El experto en cine José Luis Losa recuerda perfectamente cómo se repartía la programación en las salas de la ciudad en aquellos años: «La empresa Fraga ponía el material clasificado S en el Principal o en el Salón Teatro. La Capitol la reservaban para los éxitos: James Bond, Tiburón, La Guerra de las Galaxias... El Yago, que era de la misma familia que el Avenida, también tenía títulos más comerciales». Dice Losa que lo del cine clasificado S lo sufrió como espectador, porque los porteros de aquellos años se tomaban la normativa bastante en serio. Bien es cierto que unos más que otros. «El del Principal, por ejemplo, era más permisivo -recuerda Losa-, incluso podías acabar viendo El último tango en París sin muchas dificultades, pero si te tocaba el del Salón Teatro estabas perdido. Aquel señor de bigotito no pasaba una».

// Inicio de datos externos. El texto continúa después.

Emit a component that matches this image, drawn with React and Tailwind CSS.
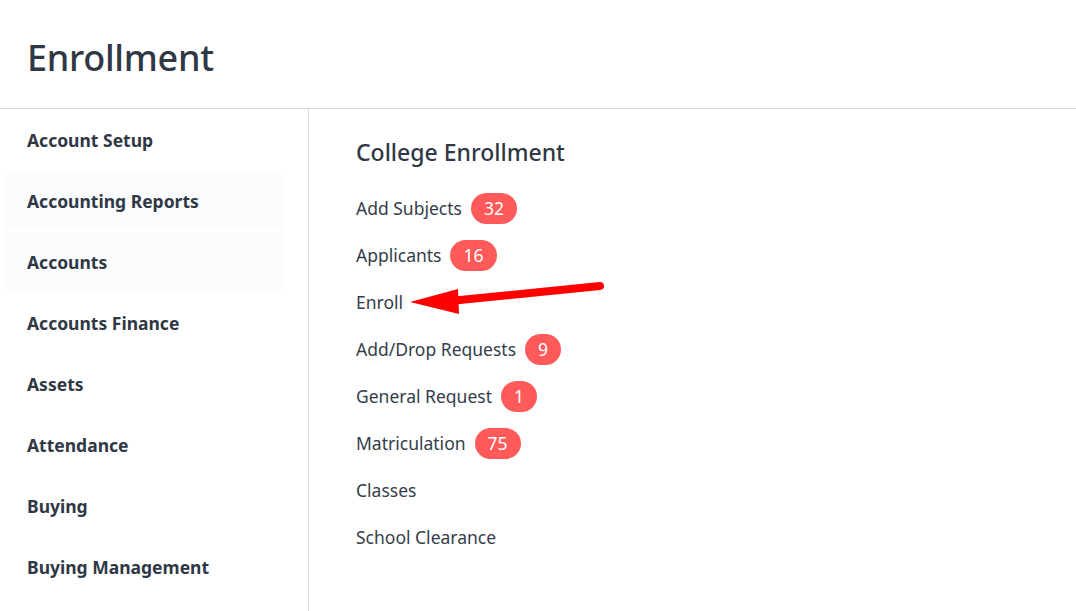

Así pues, tocaba tunearse en la medida de lo posible para aparentar más años de los que uno realmente tenía. A menudo, arriesgarse valía la pena. Por la película también pero, sobre todo, por poder contarla y exagerarla después. Lo peor de aquella época entre 1978 y 1983 era la manera en la que los clasificadores enmascarados mezclaban «churras con merinas», y lo mismo le colgaban la S a Pasolini por Saló o los 120 días de Sodoma, por su alto contenido erótico, que a George Miller por pasarse, a ojos del clasificador, con la violencia de Mad Max.
La apuesta X
De los cines compostelanos que ya no existen, el Avenida es el que más arriesgó. Con diferentes etapas de cierres y aperturas, a partir del 78 funcionó muy bien como sala de reposición de películas de Óscar, como El Cazador o El expreso de media noche. Pero a finales de los ochenta, sus responsables quisieron probar con el género pornográfico y lo convirtieron en una sórdida sala X. «Se abrió, además, -cuenta José Luis Losa- en un momento en el que las salas X ya no eran negocio». Antes de desaparecer por completo, el Avenida oreó las butacas y todavía sobrevivió un tiempo como sala convencional. «Desde luego, el gran éxito en el cine porno en España llegó de la mano del VHS, no de las salas X», dice Losa.
Capitol, Salón Teatro, Yago, Avenida, Principal... treinta años después, las cinco salas son solo recuerdos. Pero qué recuerdos.